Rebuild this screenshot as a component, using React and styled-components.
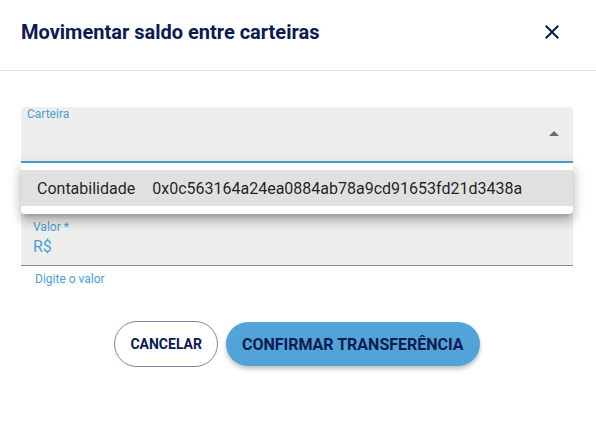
import React from 'react'
import styled, {createGlobalStyle} from 'styled-components'

const navy = '#0c1a52'
const blue = '#4b9fd8'

function App() {
    return (
        <>
            <GlobalStyle />
            <Dialog>
                <Header>
                    <Title>Movimentar saldo entre carteiras</Title>
                    <CloseButton aria-label="fechar">
                        <svg width="24" height="24" viewBox="0 0 24 24">
                            <path fill={navy} d="M19 6.41 17.59 5 12 10.59 6.41 5 5 6.41 10.59 12 5 17.59 6.41 19 12 13.41 17.59 19 19 17.59 13.41 12z" />
                        </svg>
                    </CloseButton>
                </Header>

                <Body>
                    <SelectField>
                        <SelectLabel>Carteira</SelectLabel>
                        <Arrow width="24" height="24" viewBox="0 0 24 24">
                            <path fill="#6b6b6b" d="M7 14l5-5 5 5z" />
                        </Arrow>
                        {/* Open menu */}
                        <Menu>
                            <MenuItem $active>
                                <WalletName>Contabilidade</WalletName>
                                0x0c563164a24ea0884ab78a9cd91653fd21d3438a
                            </MenuItem>
                        </Menu>
                    </SelectField>

                    <InputField>
                        <InputLabel>Valor *</InputLabel>
                        <InputValue>R$</InputValue>
                    </InputField>
                    <Helper>Digite o valor</Helper>

                    <Actions>
                        <OutlineButton>Cancelar</OutlineButton>
                        <PrimaryButton>Confirmar transferência</PrimaryButton>
                    </Actions>
                </Body>
            </Dialog>
        </>
    )
}

const GlobalStyle = createGlobalStyle`
    body {
        margin: 0;
        background: #ffffff;
        font-family: Roboto, "Liberation Sans", sans-serif;
    }
`

const Dialog = styled.div`
    width: 596px;
    height: 424px;
    background: #ffffff;
`

const Header = styled.div`
    height: 71px;
    display: flex;
    align-items: center;
    justify-content: space-between;
    padding: 0 24px 6px 21px;
    box-sizing: border-box;
    border-bottom: 1px solid #e0e0e0;
`

const Title = styled.h2`
    margin: 0;
    font-size: 20px;
    font-weight: 700;
    color: ${navy};
`

const CloseButton = styled.button`
    width: 40px;
    height: 40px;
    display: flex;
    align-items: center;
    justify-content: center;
    padding: 0;
    border: none;
    background: none;
    cursor: pointer;
`

const Body = styled.div`
    padding: 36px 23px 0 21px;
`

const SelectField = styled.div`
    position: relative;
    height: 56px;
    box-sizing: border-box;
    background: #eeeeee;
    border-radius: 4px 4px 0 0;
    border-bottom: 2px solid ${blue};
`

const SelectLabel = styled.div`
    padding: 0 0 0 6px;
    font-size: 12px;
    line-height: 14px;
    color: ${blue};
`

const Arrow = styled.svg`
    position: absolute;
    right: 7px;
    top: 15px;
`

const Menu = styled.div`
    position: absolute;
    top: calc(100% + 2px);
    left: 0;
    right: 0;
    z-index: 10;
    padding: 7px 0 8px;
    background: #ffffff;
    border-radius: 4px;
    box-shadow: 0px 5px 5px -3px rgba(0, 0, 0, 0.2), 0px 8px 10px 1px rgba(0, 0, 0, 0.14), 0px 3px 14px 2px rgba(0, 0, 0, 0.12);
`

const MenuItem = styled.div`
    height: 36px;
    display: flex;
    align-items: center;
    padding: 0 16px;
    font-size: 16px;
    color: rgba(0, 0, 0, 0.87);
    background: ${p => (p.$active ? '#e0e0e0' : 'transparent')};
`

const WalletName = styled.span`
    margin-right: 17px;
`

const InputField = styled.div`
    margin-top: 47px;
    height: 56px;
    box-sizing: border-box;
    padding: 10px 12px 0;
    background: #eeeeee;
    border-radius: 4px 4px 0 0;
    border-bottom: 1px solid #8a8a8a;
`

const InputLabel = styled.div`
    font-size: 12px;
    line-height: 14px;
    color: ${blue};
`

const InputValue = styled.div`
    margin-top: 3px;
    font-size: 16px;
    line-height: 19px;
    color: ${blue};
`

const Helper = styled.div`
    margin: 6px 14px 0;
    font-size: 12px;
    line-height: 14px;
    color: ${blue};
`

const Actions = styled.div`
    margin-top: 35px;
    display: flex;
    align-items: center;
    justify-content: center;
    gap: 8px;
`

const OutlineButton = styled.button`
    height: 46px;
    padding: 0 15px;
    border: 1px solid #7d82a8;
    border-radius: 23px;
    background: #ffffff;
    font-family: Roboto, "Liberation Sans", sans-serif;
    font-size: 14px;
    font-weight: 700;
    text-transform: uppercase;
    color: ${navy};
    cursor: pointer;
`

const PrimaryButton = styled.button`
    height: 44px;
    padding: 0 16px;
    border: none;
    border-radius: 22px;
    background: #52a3d7;
    box-shadow: 0px 3px 4px rgba(0, 0, 0, 0.25);
    font-family: Roboto, "Liberation Sans", sans-serif;
    font-size: 16px;
    font-weight: 700;
    text-transform: uppercase;
    color: ${navy};
    cursor: pointer;
`

export default App
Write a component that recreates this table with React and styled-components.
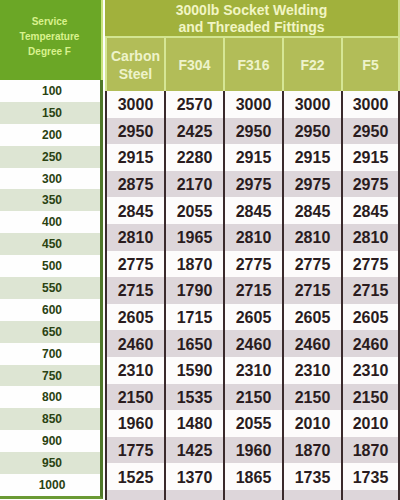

What you are asked to do — Leave out every picture and copy the rest of the records exactly.

Exercise answer —
Rebuild this screenshot as a component, using React and styled-components.
import React from 'react'
import styled, {createGlobalStyle} from 'styled-components'

const navy = '#0c1a52'
const blue = '#4b9fd8'

function App() {
    return (
        <>
            <GlobalStyle />
            <Dialog>
                <Header>
                    <Title>Movimentar saldo entre carteiras</Title>
                    <CloseButton aria-label="fechar">
                        <svg width="24" height="24" viewBox="0 0 24 24">
                            <path fill={navy} d="M19 6.41 17.59 5 12 10.59 6.41 5 5 6.41 10.59 12 5 17.59 6.41 19 12 13.41 17.59 19 19 17.59 13.41 12z" />
                        </svg>
                    </CloseButton>
                </Header>

                <Body>
                    <SelectField>
                        <SelectLabel>Carteira</SelectLabel>
                        <Arrow width="24" height="24" viewBox="0 0 24 24">
                            <path fill="#6b6b6b" d="M7 14l5-5 5 5z" />
                        </Arrow>
                        {/* Open menu */}
                        <Menu>
                            <MenuItem $active>
                                <WalletName>Contabilidade</WalletName>
                                0x0c563164a24ea0884ab78a9cd91653fd21d3438a
                            </MenuItem>
                        </Menu>
                    </SelectField>

                    <InputField>
                        <InputLabel>Valor *</InputLabel>
                        <InputValue>R$</InputValue>
                    </InputField>
                    <Helper>Digite o valor</Helper>

                    <Actions>
                        <OutlineButton>Cancelar</OutlineButton>
                        <PrimaryButton>Confirmar transferência</PrimaryButton>
                    </Actions>
                </Body>
            </Dialog>
        </>
    )
}

const GlobalStyle = createGlobalStyle`
    body {
        margin: 0;
        background: #ffffff;
        font-family: Roboto, "Liberation Sans", sans-serif;
    }
`

const Dialog = styled.div`
    width: 596px;
    height: 424px;
    background: #ffffff;
`

const Header = styled.div`
    height: 71px;
    display: flex;
    align-items: center;
    justify-content: space-between;
    padding: 0 24px 6px 21px;
    box-sizing: border-box;
    border-bottom: 1px solid #e0e0e0;
`

const Title = styled.h2`
    margin: 0;
    font-size: 20px;
    font-weight: 700;
    color: ${navy};
`

const CloseButton = styled.button`
    width: 40px;
    height: 40px;
    display: flex;
    align-items: center;
    justify-content: center;
    padding: 0;
    border: none;
    background: none;
    cursor: pointer;
`

const Body = styled.div`
    padding: 36px 23px 0 21px;
`

const SelectField = styled.div`
    position: relative;
    height: 56px;
    box-sizing: border-box;
    background: #eeeeee;
    border-radius: 4px 4px 0 0;
    border-bottom: 2px solid ${blue};
`

const SelectLabel = styled.div`
    padding: 0 0 0 6px;
    font-size: 12px;
    line-height: 14px;
    color: ${blue};
`

const Arrow = styled.svg`
    position: absolute;
    right: 7px;
    top: 15px;
`

const Menu = styled.div`
    position: absolute;
    top: calc(100% + 2px);
    left: 0;
    right: 0;
    z-index: 10;
    padding: 7px 0 8px;
    background: #ffffff;
    border-radius: 4px;
    box-shadow: 0px 5px 5px -3px rgba(0, 0, 0, 0.2), 0px 8px 10px 1px rgba(0, 0, 0, 0.14), 0px 3px 14px 2px rgba(0, 0, 0, 0.12);
`

const MenuItem = styled.div`
    height: 36px;
    display: flex;
    align-items: center;
    padding: 0 16px;
    font-size: 16px;
    color: rgba(0, 0, 0, 0.87);
    background: ${p => (p.$active ? '#e0e0e0' : 'transparent')};
`

const WalletName = styled.span`
    margin-right: 17px;
`

const InputField = styled.div`
    margin-top: 47px;
    height: 56px;
    box-sizing: border-box;
    padding: 10px 12px 0;
    background: #eeeeee;
    border-radius: 4px 4px 0 0;
    border-bottom: 1px solid #8a8a8a;
`

const InputLabel = styled.div`
    font-size: 12px;
    line-height: 14px;
    color: ${blue};
`

const InputValue = styled.div`
    margin-top: 3px;
    font-size: 16px;
    line-height: 19px;
    color: ${blue};
`

const Helper = styled.div`
    margin: 6px 14px 0;
    font-size: 12px;
    line-height: 14px;
    color: ${blue};
`

const Actions = styled.div`
    margin-top: 35px;
    display: flex;
    align-items: center;
    justify-content: center;
    gap: 8px;
`

const OutlineButton = styled.button`
    height: 46px;
    padding: 0 15px;
    border: 1px solid #7d82a8;
    border-radius: 23px;
    background: #ffffff;
    font-family: Roboto, "Liberation Sans", sans-serif;
    font-size: 14px;
    font-weight: 700;
    text-transform: uppercase;
    color: ${navy};
    cursor: pointer;
`

const PrimaryButton = styled.button`
    height: 44px;
    padding: 0 16px;
    border: none;
    border-radius: 22px;
    background: #52a3d7;
    box-shadow: 0px 3px 4px rgba(0, 0, 0, 0.25);
    font-family: Roboto, "Liberation Sans", sans-serif;
    font-size: 16px;
    font-weight: 700;
    text-transform: uppercase;
    color: ${navy};
    cursor: pointer;
`

export default App
Write a component that recreates this table with React and styled-components.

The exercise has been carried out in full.